Banks urge regulators to delay CRA final rule

Barr Gruenberg
Michael Barr, vice chair for supervision at the Federal Reserve, from left, Martin Gruenberg, chairman of the Federal Deposit Insurance Corp. and Nellie Liang, under secretary for domestic finance at Treasury, during a House Financial Services Committee hearing in March. The American Bankers Association and Bank Policy Institute called on bank regulators to delay finalizing their Community Reinvestment Act rules until the upcoming capital rules are complete and the Supreme Court rules on the constitutionality of the Consumer Financial Protection Bureau's funding structure.
Bloomberg News

WASHINGTON — The Bank Policy Institute and the American Bankers Association penned a joint letter Tuesday urging federal bank regulators to delay finalizing the most sweeping revisions to the Community Reinvestment Act — an anti-redlining bill — in decades.

The letter, sent by BPI and ABA to the Board of Governors of the Federal Reserve System, the Federal Deposit Insurance Corporation and the Office of the Comptroller of the Currency suggested regulators should delay any final CRA rule until the agencies' joint Basel III capital rules are finalized. They posited regulators had not considered how the new capital requirements lower the incentive for banks to engage in CRA activities like low down payment mortgages to low-income families.

"The proposed capital rules would reduce incentives to engage in mortgage lending, which is central to the CRA programs of many banks," they said. "Many banks offer low down payment mortgages as a means of meeting the credit needs of low- and moderate-income families."

In addition to asking regulators to pause the CRA rule to accommodate the likely reduction in mortgage lending, the letter also said that a constitutional challenge to the Consumer Financial Protection Bureau's funding structure should give regulators pause as they move ahead with a final rule. The banking industry has previously expressed opposition to the CRA revamp on the grounds it oversteps congressional authority.

A Texas district court judge last month temporarily barred the CFPB from enforcing its 1071 rule until after the Supreme Court rules on the constitutionality of the CFPB's funding structure sometime next year.

"The banking agencies should delay finalization of the CRA rules until a final determination is made regarding the status of the rules promulgated under Section 1071, which will affect how the agencies administer certain aspects of the CRA rules," the banking groups said. 

While the necessity for a CRA update is widely acknowledged, the banking industry has expressed louder opposition as new Basel III endgame requirements and post-banking crisis reforms coincide with the new CRA standards.

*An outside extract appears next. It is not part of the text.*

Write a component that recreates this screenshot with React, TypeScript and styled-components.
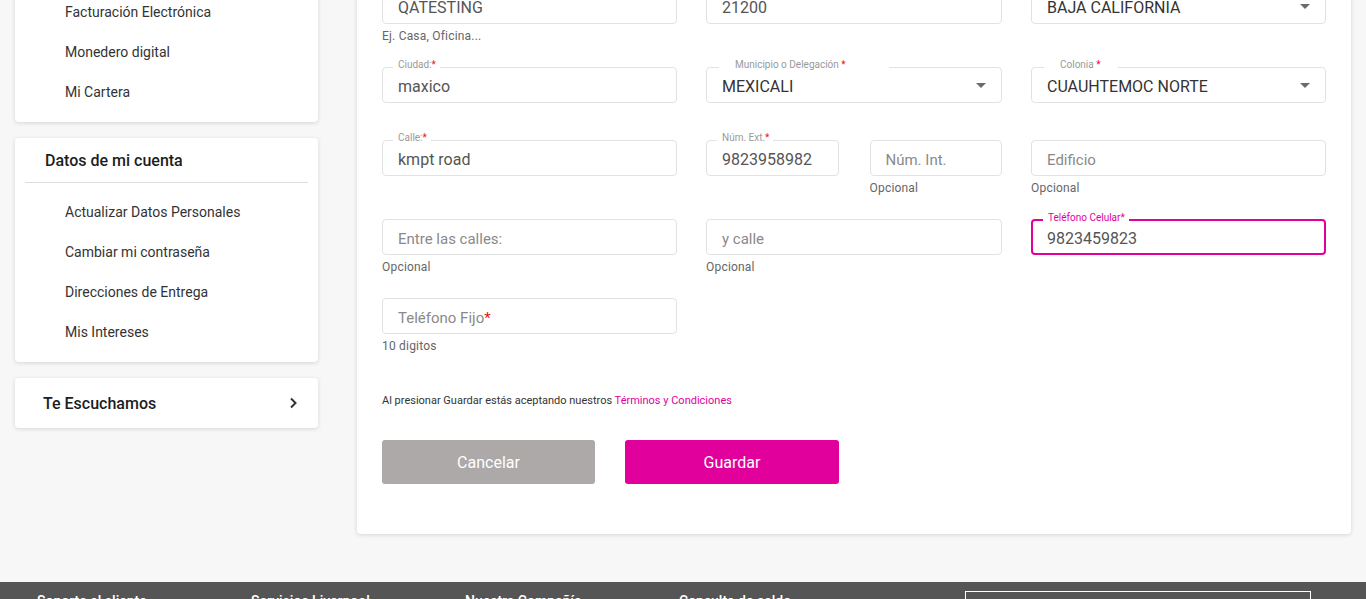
import styled, { createGlobalStyle, css } from 'styled-components';

const GlobalStyle = createGlobalStyle`
  html, body {
    margin: 0;
    padding: 0;
    background: #f7f7f7;
    font-family: Roboto, 'Liberation Sans', Arial, sans-serif;
    overflow: hidden;
  }
  * { box-sizing: border-box; }
`;

const Page = styled.div`
  display: flex;
  flex-direction: column;
`;

/* the page is shown scrolled down a little, so the top sits above the fold */
const Content = styled.div`
  display: flex;
  align-items: flex-start;
  gap: 39px;
  padding: 0 15px;
  margin-top: -60px;
  margin-bottom: 48px;
`;

const Sidebar = styled.aside`
  width: 303px;
  flex-shrink: 0;
  display: flex;
  flex-direction: column;
  gap: 16px;
`;

const SideCard = styled.div<{ $pad?: string }>`
  background: #fff;
  border-radius: 4px;
  box-shadow: 0 1px 4px rgba(0, 0, 0, 0.14);
  padding: ${(p) => p.$pad || '12px 0 10px'};
`;

const SideTitle = styled.div`
  padding: 13px 30px 11px;
  font-size: 16px;
  line-height: 20px;
  font-weight: 500;
  color: #1d1d1d;
`;

const Divider = styled.hr`
  margin: 0 10px 9px;
  border: 0;
  border-top: 1px solid #dcdcdc;
`;

const SideItem = styled.div`
  height: 40px;
  display: flex;
  align-items: center;
  padding-left: 50px;
  font-size: 14px;
  color: #333;
`;

const SideLink = styled.div`
  height: 50px;
  display: flex;
  align-items: center;
  justify-content: space-between;
  padding: 0 20px 0 28px;
  font-size: 16px;
  font-weight: 500;
  color: #1d1d1d;
`;

const MainCard = styled.main`
  flex: 1;
  background: #fff;
  border-radius: 4px;
  box-shadow: 0 1px 4px rgba(0, 0, 0, 0.14);
  padding: 48px 25px 50px;
`;

const FieldRow = styled.div<{ $h: number }>`
  display: grid;
  grid-template-columns: 295px 1fr 295px;
  column-gap: 29px;
  height: ${(p) => p.$h}px;
`;

const SplitCell = styled.div`
  display: grid;
  grid-template-columns: 1fr 1fr;
  column-gap: 31px;
`;

const Cell = styled.div`
  display: flex;
  flex-direction: column;
`;

const Box = styled.div<{ $focus?: boolean }>`
  position: relative;
  height: 36px;
  border-radius: 4px;
  display: flex;
  align-items: center;
  padding: 3px 15px 0;
  ${(p) =>
    p.$focus
      ? css`
          border: 2px solid #e1009c;
          padding: 3px 14px 0;
        `
      : css`
          border: 1px solid #e2e2e2;
        `}
`;

const FloatLabel = styled.span<{ $focus?: boolean; $left: number; $right: number }>`
  position: absolute;
  top: -9px;
  left: ${(p) => p.$left}px;
  padding: 0 ${(p) => p.$right}px 0 ${(p) => (p.$left === 10 ? 5 : 16)}px;
  background: #fff;
  font-size: 10px;
  line-height: 12px;
  color: ${(p) => (p.$focus ? '#e1009c' : '#9a9a9a')};
`;

const Req = styled.span`
  color: #f01010;
`;

const Value = styled.span<{ $upper?: boolean }>`
  font-size: 16px;
  color: ${(p) => (p.$upper ? '#333' : '#555')};
  flex: 1;
  white-space: nowrap;
`;

const Placeholder = styled.span`
  font-size: 15px;
  color: #8a8a8a;
`;

const Arrow = styled.span`
  width: 0;
  height: 0;
  margin-top: -3px;
  border-left: 5px solid transparent;
  border-right: 5px solid transparent;
  border-top: 5px solid #6b6b6b;
`;

const Helper = styled.div`
  margin-top: 5px;
  font-size: 12px;
  line-height: 14px;
  color: #666;
  letter-spacing: 0.2px;
`;

const Terms = styled.p`
  margin: 17px 0 0;
  font-size: 11px;
  line-height: 14px;
  color: #333;
`;

const TermsLink = styled.span`
  color: #e1009c;
`;

const Buttons = styled.div`
  display: flex;
  gap: 30px;
  margin-top: 32px;
`;

const Button = styled.button<{ $primary?: boolean }>`
  width: ${(p) => (p.$primary ? 214 : 213)}px;
  height: 44px;
  border: 0;
  border-radius: 3px;
  font-family: inherit;
  font-size: 16px;
  color: #fff;
  background: ${(p) => (p.$primary ? '#e1009c' : '#aca9a8')};
`;

const Footer = styled.footer`
  background: #555;
  height: 60px;
  display: flex;
  align-items: flex-start;
  padding: 9px 0 0 37px;
`;

const FooterCol = styled.div`
  width: 214px;
  font-size: 14px;
  line-height: 16px;
  font-weight: 500;
  color: #fff;
  padding-top: 2px;
`;

const FooterBox = styled.div`
  margin-left: 72px;
  width: 346px;
  height: 40px;
  border: 1px solid #fff;
`;

type FieldProps = {
  label?: string;
  value?: string;
  placeholder?: string;
  helper?: string;
  select?: boolean;
  focus?: boolean;
  req?: boolean;
  labelRight?: number;
};

function Field({ label, value, placeholder, helper, select, focus, req, labelRight }: FieldProps) {
  return (
    <Cell>
      <Box $focus={focus}>
        {label && (
          <FloatLabel $focus={focus} $left={select ? 12 : 10} $right={labelRight ?? 4}>
            {label}
            {!focus && <Req>*</Req>}
            {focus && '*'}
          </FloatLabel>
        )}
        {value && <Value $upper={select}>{value}</Value>}
        {placeholder && (
          <Placeholder>
            {placeholder}
            {req && <Req>*</Req>}
          </Placeholder>
        )}
        {select && <Arrow />}
      </Box>
      {helper && <Helper>{helper}</Helper>}
    </Cell>
  );
}

const Chevron = () => (
  <svg width="10" height="12" viewBox="0 0 10 12">
    <path d="M3 1.5 L7.5 6 L3 10.5" fill="none" stroke="#333" strokeWidth="2" />
  </svg>
);

export default function App() {
  return (
    <Page>
      <GlobalStyle />
      <Content>
        <Sidebar>
          <SideCard>
            <SideItem>Mis Pedidos</SideItem>
            <SideItem>Facturación Electrónica</SideItem>
            <SideItem>Monedero digital</SideItem>
            <SideItem>Mi Cartera</SideItem>
          </SideCard>
          <SideCard $pad="0 0 10px">
            <SideTitle>Datos de mi cuenta</SideTitle>
            <Divider />
            <SideItem>Actualizar Datos Personales</SideItem>
            <SideItem>Cambiar mi contraseña</SideItem>
            <SideItem>Direcciones de Entrega</SideItem>
            <SideItem>Mis Intereses</SideItem>
          </SideCard>
          <SideCard $pad="0">
            <SideLink>
              Te Escuchamos
              <Chevron />
            </SideLink>
          </SideCard>
        </Sidebar>

        <MainCard>
          <FieldRow $h={79}>
            <Field value="QATESTING" helper="Ej. Casa, Oficina..." />
            <Field value="21200" />
            <Field value="BAJA CALIFORNIA" select />
          </FieldRow>
          <FieldRow $h={73}>
            <Field label="Ciudad:" value="maxico" />
            <Field label="Municipio o Delegación " value="MEXICALI" select labelRight={43} />
            <Field label="Colonia " value="CUAUHTEMOC NORTE" select labelRight={17} />
          </FieldRow>
          <FieldRow $h={79}>
            <Field label="Calle:" value="kmpt road" />
            <SplitCell>
              <Field label="Núm. Ext." value="9823958982" />
              <Field placeholder="Núm. Int." helper="Opcional" />
            </SplitCell>
            <Field placeholder="Edificio" helper="Opcional" />
          </FieldRow>
          <FieldRow $h={79}>
            <Field placeholder="Entre las calles:" helper="Opcional" />
            <Field placeholder="y calle" helper="Opcional" />
            <Field label="Teléfono Celular" value="9823459823" focus />
          </FieldRow>
          <FieldRow $h={79}>
            <Field placeholder="Teléfono Fijo" req helper="10 digitos" />
          </FieldRow>
          <Terms>
            Al presionar Guardar estás aceptando nuestros <TermsLink>Términos y Condiciones</TermsLink>
          </Terms>
          <Buttons>
            <Button>Cancelar</Button>
            <Button $primary>Guardar</Button>
          </Buttons>
        </MainCard>
      </Content>

      <Footer>
        <FooterCol>Soporte al cliente</FooterCol>
        <FooterCol>Servicios Liverpool</FooterCol>
        <FooterCol>Nuestra Compañía</FooterCol>
        <FooterCol>Consulta de saldo</FooterCol>
        <FooterBox />
      </Footer>
    </Page>
  );
}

In a comment letter in August, 2022 the Bank Policy Institute said the agencies' joint proposed rule exceeded statutory mandate, added needless complexity and broad application and was overly punitive in its application toward banks. Another major trade group, the American Bankers Association, made similar claims in an August comment letter, saying the proposal missed the mark. ABA said they were concerned that significant numbers of banks would need to invest more in their retail lending departments to pass retail lending examinations under the new rule.

The Community Reinvestment Act was passed in 1977 to bar banks from accepting deposits from lower-income communities without making commensurate levels of loans to those communities — a problem for many communities of color in the first years since explicit racial discrimination in lending was outlawed. The law requires banks to make loans to low- and moderate- income borrowers in the institution's "assessment area," defined as areas where the bank has its headquarters, branches or deposit-taking ATMs.

Banks are assessed for compliance at least every five years by their primary regulator. Banks are graded in three areas: lending, investment and service, weighted as 50%, 25% and 25% of the examination respectively. Banks are then assigned a rating of "outstanding," "satisfactory," "needs to improve" or "noncompliant" based on their performance.

If a bank is deemed to have less than a "satisfactory" rating, then it may not merge with or acquire another banking institution or modify its charter until it achieves compliance. But critics have argued that most banks receive either an outstanding or satisfactory rating, meaning that virtually no banks face the regulatory burdens that the CRA can impose.

Former Comptroller of the Currency Joseph Otting sought to reform the implementation of the CRA during the Trump administration, but community advocates argued that his reforms were too favorable to banks and would yield little additional investment in the communities that need it the most. Bank regulators issued their revised proposal last year.